* DATA LINES:
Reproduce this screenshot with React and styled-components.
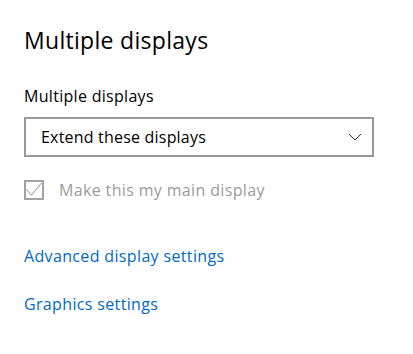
import React from 'react';
import styled, { createGlobalStyle } from 'styled-components';

const GlobalStyle = createGlobalStyle`
  html, body {
    margin: 0;
    padding: 0;
    background: #ffffff;
  }
  body {
    font-family: "Open Sans", "Noto Sans", "Liberation Sans", sans-serif;
  }
`;

const Page = styled.div`
  width: 413px;
  height: 354px;
  box-sizing: border-box;
  padding: 25px 0 0 24px;
  display: flex;
  flex-direction: column;
  background: #fff;
`;

const Heading = styled.h2`
  margin: 0;
  font-size: 23px;
  line-height: 30px;
  letter-spacing: 0.3px;
  font-weight: 400;
  color: #000;
`;

const Label = styled.div`
  margin-top: 30px;
  font-size: 16px;
  line-height: 22px;
  letter-spacing: 0.3px;
  color: #000;
`;

const Select = styled.div`
  margin-top: 10px;
  width: 350px;
  height: 40px;
  box-sizing: border-box;
  border: 2px solid #999999;
  display: flex;
  align-items: center;
  justify-content: space-between;
  padding: 0 10px 0 15px;
  font-size: 16px;
  letter-spacing: 0.2px;
  color: #000;
  cursor: pointer;
`;

const CheckRow = styled.label`
  margin-top: 23px;
  display: flex;
  align-items: center;
  gap: 15px;
  height: 20px;
  font-size: 16px;
  letter-spacing: 0.35px;
  color: ${p => (p.disabled ? '#9c9c9c' : '#000')};
`;

const Box = styled.span`
  width: 20px;
  height: 20px;
  box-sizing: border-box;
  border: 2px solid #a3a3a3;
  display: flex;
  align-items: center;
  justify-content: center;
`;

const Link = styled.a`
  margin-top: ${p => p.gap}px;
  font-size: 16px;
  line-height: 22px;
  letter-spacing: 0.35px;
  color: #0069c8;
  text-decoration: none;
  align-self: flex-start;
`;

function Chevron() {
  return (
    <svg width="14" height="8" viewBox="0 0 14 8">
      <path d="M1 1 L7 7 L13 1" fill="none" stroke="#333" strokeWidth="1" />
    </svg>
  );
}

function Check() {
  return (
    <svg width="16" height="16" viewBox="0 0 16 16">
      <path d="M0.5 7.5 L5.5 13 L15.5 1" fill="none" stroke="#a3a3a3" strokeWidth="1.1" />
    </svg>
  );
}

export default function App() {
  return (
    <>
      <GlobalStyle />
      <Page>
        <Heading>Multiple displays</Heading>
        <Label>Multiple displays</Label>
        <Select>
          <span>Extend these displays</span>
          <Chevron />
        </Select>
        <CheckRow disabled>
          <Box><Check /></Box>
          <span>Make this my main display</span>
        </CheckRow>
        <Link href="#" gap={45}>Advanced display settings</Link>
        <Link href="#" gap={26}>Graphics settings</Link>
      </Page>
    </>
  );
}
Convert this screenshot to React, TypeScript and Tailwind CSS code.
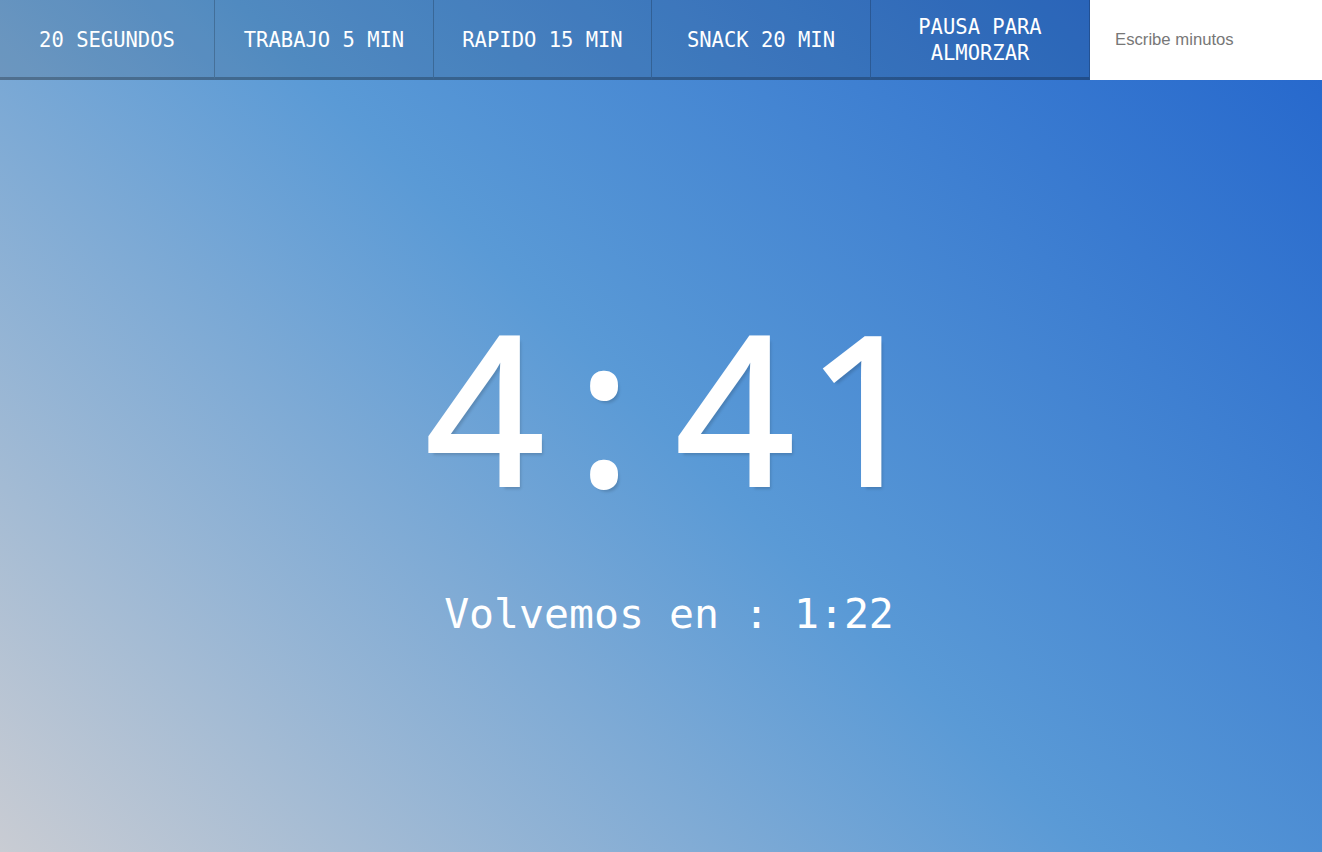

* WHAT IS EXPECTED: Reproduce every line above as written, skipping pictures.

* CORRECT RESPONSE:
Reproduce this screenshot with React and styled-components.
import React from 'react';
import styled, { createGlobalStyle } from 'styled-components';

const GlobalStyle = createGlobalStyle`
  html, body {
    margin: 0;
    padding: 0;
    background: #ffffff;
  }
  body {
    font-family: "Open Sans", "Noto Sans", "Liberation Sans", sans-serif;
  }
`;

const Page = styled.div`
  width: 413px;
  height: 354px;
  box-sizing: border-box;
  padding: 25px 0 0 24px;
  display: flex;
  flex-direction: column;
  background: #fff;
`;

const Heading = styled.h2`
  margin: 0;
  font-size: 23px;
  line-height: 30px;
  letter-spacing: 0.3px;
  font-weight: 400;
  color: #000;
`;

const Label = styled.div`
  margin-top: 30px;
  font-size: 16px;
  line-height: 22px;
  letter-spacing: 0.3px;
  color: #000;
`;

const Select = styled.div`
  margin-top: 10px;
  width: 350px;
  height: 40px;
  box-sizing: border-box;
  border: 2px solid #999999;
  display: flex;
  align-items: center;
  justify-content: space-between;
  padding: 0 10px 0 15px;
  font-size: 16px;
  letter-spacing: 0.2px;
  color: #000;
  cursor: pointer;
`;

const CheckRow = styled.label`
  margin-top: 23px;
  display: flex;
  align-items: center;
  gap: 15px;
  height: 20px;
  font-size: 16px;
  letter-spacing: 0.35px;
  color: ${p => (p.disabled ? '#9c9c9c' : '#000')};
`;

const Box = styled.span`
  width: 20px;
  height: 20px;
  box-sizing: border-box;
  border: 2px solid #a3a3a3;
  display: flex;
  align-items: center;
  justify-content: center;
`;

const Link = styled.a`
  margin-top: ${p => p.gap}px;
  font-size: 16px;
  line-height: 22px;
  letter-spacing: 0.35px;
  color: #0069c8;
  text-decoration: none;
  align-self: flex-start;
`;

function Chevron() {
  return (
    <svg width="14" height="8" viewBox="0 0 14 8">
      <path d="M1 1 L7 7 L13 1" fill="none" stroke="#333" strokeWidth="1" />
    </svg>
  );
}

function Check() {
  return (
    <svg width="16" height="16" viewBox="0 0 16 16">
      <path d="M0.5 7.5 L5.5 13 L15.5 1" fill="none" stroke="#a3a3a3" strokeWidth="1.1" />
    </svg>
  );
}

export default function App() {
  return (
    <>
      <GlobalStyle />
      <Page>
        <Heading>Multiple displays</Heading>
        <Label>Multiple displays</Label>
        <Select>
          <span>Extend these displays</span>
          <Chevron />
        </Select>
        <CheckRow disabled>
          <Box><Check /></Box>
          <span>Make this my main display</span>
        </CheckRow>
        <Link href="#" gap={45}>Advanced display settings</Link>
        <Link href="#" gap={26}>Graphics settings</Link>
      </Page>
    </>
  );
}
Convert this screenshot to React, TypeScript and Tailwind CSS code.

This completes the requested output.